Knight grew up in Geneva, New York, raised by his mother in a Catholic family of Irish descent. Knight's first exposure to Islam came when he was 13 when he discovered Malcolm X through the lyrics of the hip-hop band, Public Enemy. After reading Alex Haley's The Autobiography of Malcolm X at 15, Knight's study of Islam intensified and he converted to Islam. It was also at 15 that Knight met his father, Wesley Unger, for the first time since he was two years old; when Knight informed Unger that he was Muslim, Unger told Knight that he was a white supremacist. At 17, Knight traveled to Islamabad, Pakistan, to study Islam at Faisal Mosque. He came close to making the decision to abandon this course of study to join the war against Russian rule in Chechnya.

On August 2, 2009, he married Sadaf Khatri in San Jose, California.

After disillusionment with orthodox Islam, Knight wrote two books, Where Mullahs Fear to Tread and The Furious Cock, which he printed as photocopied zines. In Winter 2002 he wrote The Taqwacores, which told the story of a fictitious group of Muslim punk-rockers living in Buffalo, New York. Characters included a straight edge Sunni, a drunken mohawk-wearing Sufi punk, a burqa-wearing riot grrrl and a Shi'i skinhead.

Knight originally self-published the novel as a spiral-bound photocopy and gave it away for free. The book was later picked up for distribution by Alternative Tentacles, the punk record label founded by Jello Biafra. An encounter with Peter Lamborn Wilson led to The Taqwacores being published by Autonomedia in 2004.

The Taqwacores was intended as Knight's farewell to Islam, but encouragement from readers caused Knight to reconsider his relationship to the faith. The novel has since inspired the start of an actual taqwacore scene, including bands such as the Kominas, Vote Hezbollah, and Secret Trial Five.

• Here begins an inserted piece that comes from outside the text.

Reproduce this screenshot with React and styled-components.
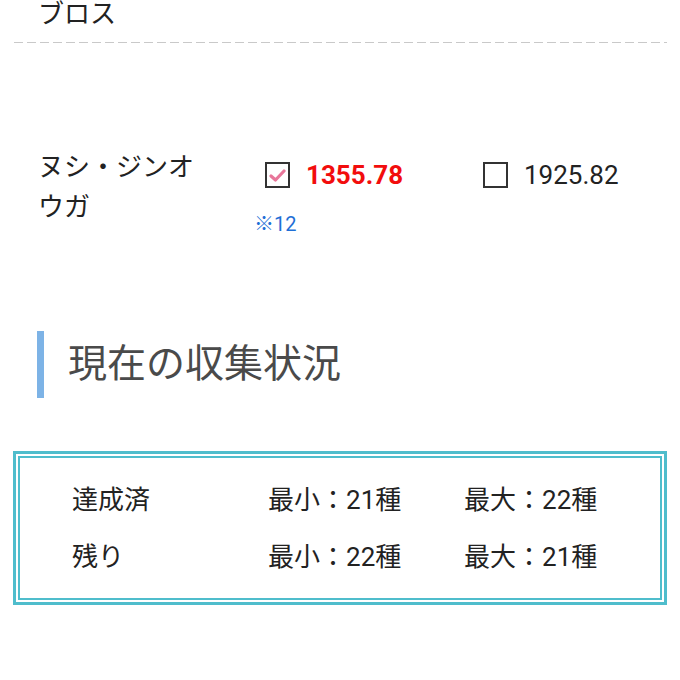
import React from "react";
import styled, { createGlobalStyle } from "styled-components";

const GlobalStyle = createGlobalStyle`
  body {
    margin: 0;
    background: #ffffff;
    font-family: Roboto, "Noto Sans CJK JP", sans-serif;
    color: #222222;
  }
`;

const Page = styled.div`
  padding: 0 13px 60px 13px;
  overflow: hidden;
`;

const PrevItem = styled.div`
  margin-top: -6px;
  padding: 0 0 9px 25px;
  font-size: 26px;
  line-height: 40px;
  background-image: linear-gradient(to right, #c9c9c9 0 9px, transparent 9px 13px);
  background-size: 13px 1px;
  background-repeat: repeat-x;
  background-position: 1px bottom;
`;

const Row = styled.div`
  margin-top: 104px;
  display: grid;
  grid-template-columns: 218px 218px 1fr;
  padding-left: 25px;
`;

const Name = styled.div`
  font-size: 26px;
  line-height: 40px;
  width: 170px;
`;

const Option = styled.div`
  display: flex;
  flex-direction: column;
  padding-top: 8px;
`;

const OptionMain = styled.label`
  display: flex;
  align-items: center;
  gap: 16px;
  margin-left: 9px;
  height: 40px;
`;

const Box = styled.span`
  width: 25px;
  height: 26px;
  box-sizing: border-box;
  border: 2px solid #333333;
  display: flex;
  align-items: center;
  justify-content: center;
  background: #fff;
`;

const Value = styled.span`
  font-size: 26px;
  line-height: 40px;
  font-weight: ${({ $picked }) => ($picked ? 700 : 400)};
  color: ${({ $picked }) => ($picked ? "#f20d0d" : "#222222")};
`;

const Note = styled.div`
  margin-top: 14px;
  margin-left: -2px;
  font-size: 20px;
  line-height: 30px;
  color: #1f6fd6;
`;

const Heading = styled.h2`
  margin: 92px 0 0 24px;
  padding-left: 24px;
  border-left: 7px solid #7db3e6;
  height: 67px;
  font-size: 39px;
  line-height: 67px;
  font-weight: 400;
  color: #4a4a4a;
`;

const StatusBox = styled.div`
  margin-top: 53px;
  border: 3px solid #4fbdcc;
  box-shadow: inset 0 0 0 2px #ffffff, inset 0 0 0 4px #4fbdcc;
  padding: 18px 0 16px 56px;
`;

const StatusRow = styled.div`
  display: grid;
  grid-template-columns: 196px 196px 1fr;
  font-size: 26px;
  line-height: 57px;
`;

const Check = () => (
  <svg width="17" height="13" viewBox="0 0 17 13">
    <path d="M2 7 L6.5 11 L15 2" fill="none" stroke="#e8769a" strokeWidth="3.2" strokeLinecap="round" strokeLinejoin="round" />
  </svg>
);

const options = [
  { value: "1355.78", picked: true, note: "※12" },
  { value: "1925.82", picked: false },
];

const status = [
  { label: "達成済", min: "21", max: "22" },
  { label: "残り", min: "22", max: "21" },
];

export default function App() {
  return (
    <>
      <GlobalStyle />
      <Page>
        <PrevItem>ブロス</PrevItem>
        <Row>
          <Name>ヌシ・ジンオウガ</Name>
          {options.map((o) => (
            <Option key={o.value}>
              <OptionMain>
                <Box>{o.picked && <Check />}</Box>
                <Value $picked={o.picked}>{o.value}</Value>
              </OptionMain>
              {o.note && <Note>{o.note}</Note>}
            </Option>
          ))}
        </Row>
        <Heading>現在の収集状況</Heading>
        <StatusBox>
          {status.map((s) => (
            <StatusRow key={s.label}>
              <span>{s.label}</span>
              <span>最小：{s.min}種</span>
              <span>最大：{s.max}種</span>
            </StatusRow>
          ))}
        </StatusBox>
      </Page>
    </>
  );
}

Carl W. Ernst, specialist in Islamic studies at UNC, called The Taqwacores a "Catcher in the Rye for young Muslims." The novel has been taught in courses at SUNY Potsdam, Kenyon College, Vassar College, the University of Arkansas at Fayetteville, Trinity College, Sarah Lawrence College, Canisius College, New College of Florida, Indiana University, Michigan State University, and the Ohio State University.

The Taqwacores' burqa-wearing riot grrrl, Rabeya, and her dialogue from the novel has been adapted in the Rapture Project, an ongoing puppet show regarding religion in American culture and politics. Rabeya, who in one passage of The Taqwacores gives a Friday sermon and leads the mixed-gender group in prayer, also influenced author Asra Nomani to organize a mixed-gender Jumu'ah held March 18, 2005, in New York and led by Quran scholar Dr. Amina Wadud in support of women as imams. Knight worked security for that Jumu'ah.